— PROBLEM TO WORK ON —
Include the line containing "label: [string, string];" and all lines before it, repeated exactly from the listing below, without pictures.

***** SUPPLIED MATERIAL *****

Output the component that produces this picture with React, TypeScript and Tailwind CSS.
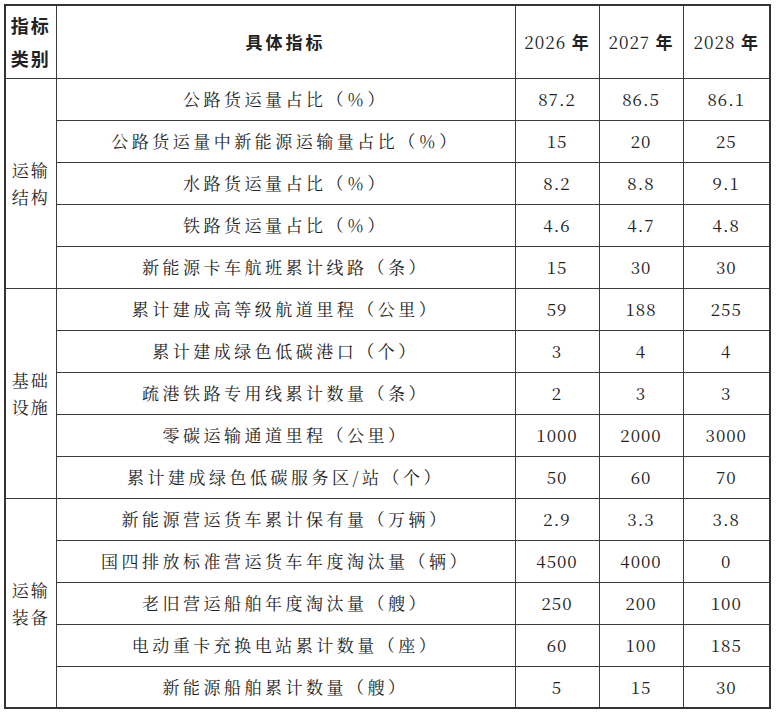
const serif = { fontFamily: '"Noto Serif CJK SC", "Liberation Serif", "Noto Sans CJK SC", serif' };

type Row = { name: string; v: [string, string, string] };
type Group = { label: [string, string]; rows: Row[] };

const groups: Group[] = [
  {
    label: ['运输', '结构'],
    rows: [
      { name: '公路货运量占比（％）', v: ['87.2', '86.5', '86.1'] },
      { name: '公路货运量中新能源运输量占比（％）', v: ['15', '20', '25'] },
      { name: '水路货运量占比（％）', v: ['8.2', '8.8', '9.1'] },
      { name: '铁路货运量占比（％）', v: ['4.6', '4.7', '4.8'] },
      { name: '新能源卡车航班累计线路（条）', v: ['15', '30', '30'] },
    ],
  },
  {
    label: ['基础', '设施'],
    rows: [
      { name: '累计建成高等级航道里程（公里）', v: ['59', '188', '255'] },
      { name: '累计建成绿色低碳港口（个）', v: ['3', '4', '4'] },
      { name: '疏港铁路专用线累计数量（条）', v: ['2', '3', '3'] },
      { name: '零碳运输通道里程（公里）', v: ['1000', '2000', '3000'] },
      { name: '累计建成绿色低碳服务区/站（个）', v: ['50', '60', '70'] },
    ],
  },
  {
    label: ['运输', '装备'],
    rows: [
      { name: '新能源营运货车累计保有量（万辆）', v: ['2.9', '3.3', '3.8'] },
      { name: '国四排放标准营运货车年度淘汰量（辆）', v: ['4500', '4000', '0'] },
      { name: '老旧营运船舶年度淘汰量（艘）', v: ['250', '200', '100'] },
      { name: '电动重卡充换电站累计数量（座）', v: ['60', '100', '185'] },
      { name: '新能源船舶累计数量（艘）', v: ['5', '15', '30'] },
    ],
  },
];

const cell = 'border border-[#3a3a3a] text-center align-middle p-0';

export default function App() {
  return (
    <div className="bg-white w-[776px] h-[713px] pt-[4px] pl-[4px]" style={serif}>
      <table className="border-collapse border-2 border-[#333] text-[#222] table-fixed w-[765px]">
        <colgroup>
          <col className="w-[51px]" />
          <col className="w-[459px]" />
          <col className="w-[84px]" />
          <col className="w-[84px]" />
          <col className="w-[87px]" />
        </colgroup>
        <thead>
          <tr className="h-[73px]">
            <th className={`${cell} text-[18px] font-bold leading-[33px] tracking-[2px]`} style={{ fontFamily: '"Noto Sans CJK SC", sans-serif' }}>
              指标<br />类别
            </th>
            <th className={`${cell} text-[17px] font-bold tracking-[3px]`} style={{ fontFamily: '"Noto Sans CJK SC", sans-serif' }}>
              具体指标
            </th>
            {['2026', '2027', '2028'].map((y) => (
              <th key={y} className={`${cell} text-[17px] font-normal tracking-[1px]`}>
                {y} <span className="font-bold" style={{ fontFamily: '"Noto Sans CJK SC", sans-serif' }}>年</span>
              </th>
            ))}
          </tr>
        </thead>
        <tbody>
          {groups.map((g) =>
            g.rows.map((r, i) => (
              <tr key={r.name} className="h-[42px]">
                {i === 0 && (
                  <td rowSpan={g.rows.length} className={`${cell} text-[17px] leading-[27px] tracking-[2px]`}>
                    {g.label[0]}
                    <br />
                    {g.label[1]}
                  </td>
                )}
                <td className={`${cell} text-[17px] tracking-[3.5px]`}>{r.name}</td>
                {r.v.map((v, j) => (
                  <td key={j} className={`${cell} text-[17px] tracking-[1px]`}>
                    {v}
                  </td>
                ))}
              </tr>
            ))
          )}
        </tbody>
      </table>
    </div>
  );
}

*****

— COMPLETED EXERCISE —
Output the component that produces this picture with React, TypeScript and Tailwind CSS.
const serif = { fontFamily: '"Noto Serif CJK SC", "Liberation Serif", "Noto Sans CJK SC", serif' };

type Row = { name: string; v: [string, string, string] };
type Group = { label: [string, string]; rows: Row[] };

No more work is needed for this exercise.